The Center on Education Policy has examined three years of reading and math scores on state tests for students with disabilities nationwide, finding that students made small gains between 2005 and 2008. According to Education Week:
The study found that students with disabilities showed progress at all levels of proficiency in 4th grade, where the median percentage scoring at the basic level or above was 71 percent. Most states showed more gains than declines among students with disabilities over the three-year period.
But there is still a yawning gap between students with disabilities who take the regular state tests (those with cognitive impairments usually take modified assessments) and their non-disabled peers. At the 4th grade level, for example, the median reading score for students with disabilities was 41 percent proficient, while 79 percent of non-disabled students scored proficient. The gap continues to worsen in the upper grades – at the high school level, the median reading score for students with disabilities was 31 percent proficient, while 77 percent of non-disabled students scored proficient.

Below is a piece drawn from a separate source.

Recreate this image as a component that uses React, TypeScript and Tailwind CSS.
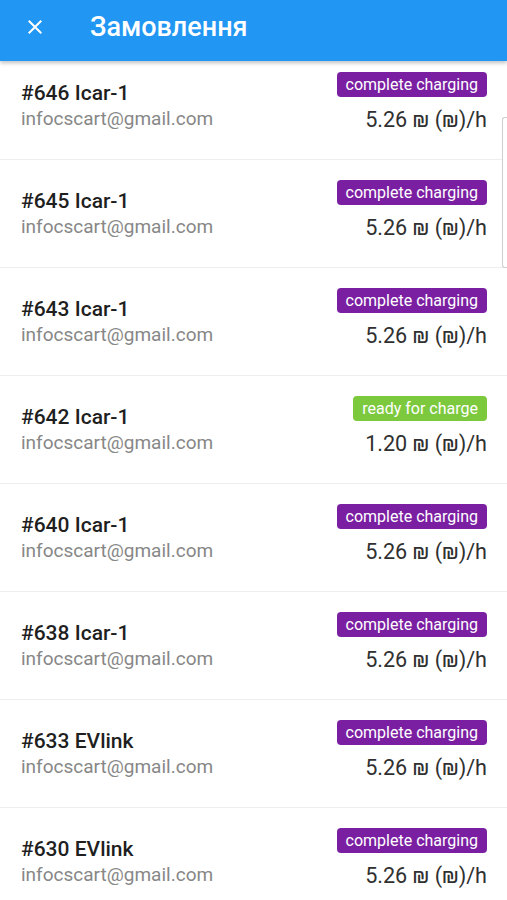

The study represents a glimmer of hope that our schools are starting to take the achievement of students with disabilities more seriously, but there’s still a ways to go. Fully-funding IDEA to take some stress out of the system would help a lot; so would an overhaul of curriculum to make sure we are really offering students content in a way that supports their learning. Taking some of the “special” out of special education might help too — meaning that we should advance the idea that all of our students are all of our students and dispense with the “these are mine, those are yours” kinds of programs that deprive students of uniformly high expectations and rich content.